EXERCISE DETAILS
Gather up every line from the entries below that uses the word "with".

INPUT DATA
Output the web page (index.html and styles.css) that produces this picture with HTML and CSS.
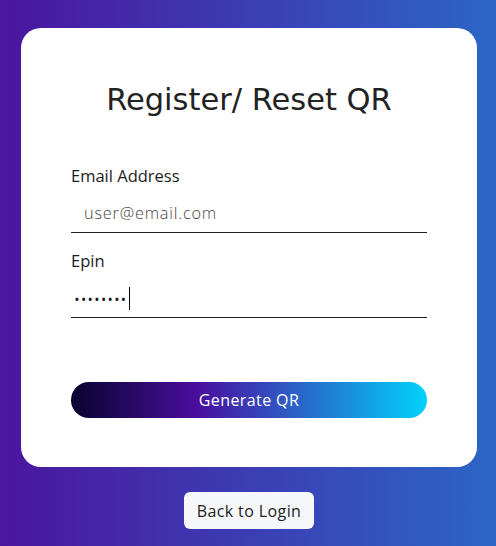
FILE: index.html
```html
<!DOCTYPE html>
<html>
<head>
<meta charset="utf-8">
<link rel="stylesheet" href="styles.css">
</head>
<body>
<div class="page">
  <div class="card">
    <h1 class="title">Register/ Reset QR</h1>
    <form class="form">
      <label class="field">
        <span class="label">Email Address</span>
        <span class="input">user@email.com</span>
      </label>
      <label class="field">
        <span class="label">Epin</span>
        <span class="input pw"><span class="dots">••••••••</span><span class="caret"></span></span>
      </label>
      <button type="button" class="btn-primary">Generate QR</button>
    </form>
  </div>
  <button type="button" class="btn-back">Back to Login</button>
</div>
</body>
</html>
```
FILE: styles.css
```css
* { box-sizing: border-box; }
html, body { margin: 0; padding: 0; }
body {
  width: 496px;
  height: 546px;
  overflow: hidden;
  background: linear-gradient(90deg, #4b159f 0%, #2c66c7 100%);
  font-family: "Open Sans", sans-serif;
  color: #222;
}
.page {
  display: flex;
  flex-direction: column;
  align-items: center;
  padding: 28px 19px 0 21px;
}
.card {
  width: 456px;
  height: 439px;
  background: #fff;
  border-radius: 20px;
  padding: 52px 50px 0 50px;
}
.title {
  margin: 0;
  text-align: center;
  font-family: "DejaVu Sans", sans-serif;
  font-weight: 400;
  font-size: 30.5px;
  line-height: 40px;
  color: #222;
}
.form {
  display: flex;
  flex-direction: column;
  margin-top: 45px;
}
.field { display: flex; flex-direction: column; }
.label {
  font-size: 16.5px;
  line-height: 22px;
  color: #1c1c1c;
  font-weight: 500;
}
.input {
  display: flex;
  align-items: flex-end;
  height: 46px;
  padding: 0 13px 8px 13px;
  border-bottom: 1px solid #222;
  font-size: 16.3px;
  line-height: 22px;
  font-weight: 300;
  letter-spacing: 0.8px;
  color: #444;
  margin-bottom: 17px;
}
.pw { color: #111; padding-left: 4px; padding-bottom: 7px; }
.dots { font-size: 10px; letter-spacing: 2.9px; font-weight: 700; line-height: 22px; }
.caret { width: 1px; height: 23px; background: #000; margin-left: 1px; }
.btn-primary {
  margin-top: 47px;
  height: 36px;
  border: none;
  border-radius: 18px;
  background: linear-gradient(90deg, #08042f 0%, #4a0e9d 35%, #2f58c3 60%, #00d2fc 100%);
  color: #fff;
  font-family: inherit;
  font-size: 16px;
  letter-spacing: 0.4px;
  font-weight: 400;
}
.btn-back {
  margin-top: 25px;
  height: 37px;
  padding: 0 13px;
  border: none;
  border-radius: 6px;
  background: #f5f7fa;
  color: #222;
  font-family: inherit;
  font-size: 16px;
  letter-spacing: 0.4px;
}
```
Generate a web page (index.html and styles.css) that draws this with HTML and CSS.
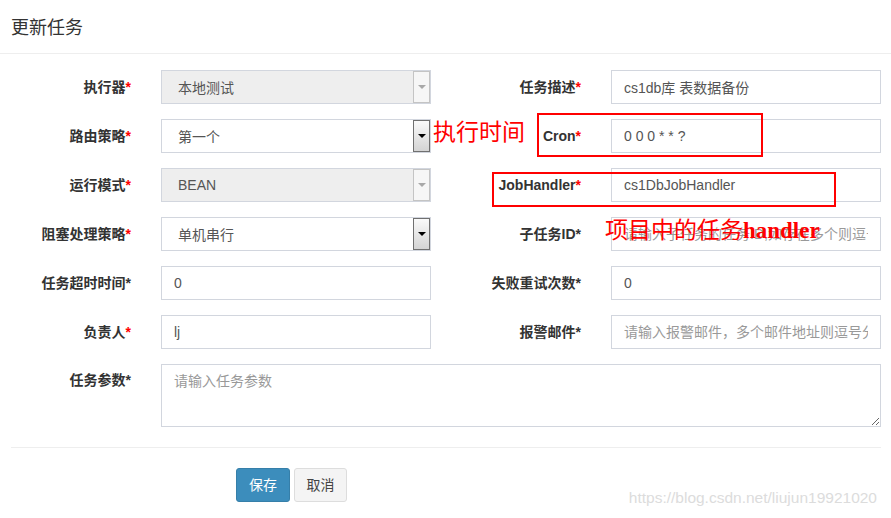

WRITTEN SOLUTION
Output the web page (index.html and styles.css) that produces this picture with HTML and CSS.
Generate a web page (index.html and styles.css) that draws this with HTML and CSS.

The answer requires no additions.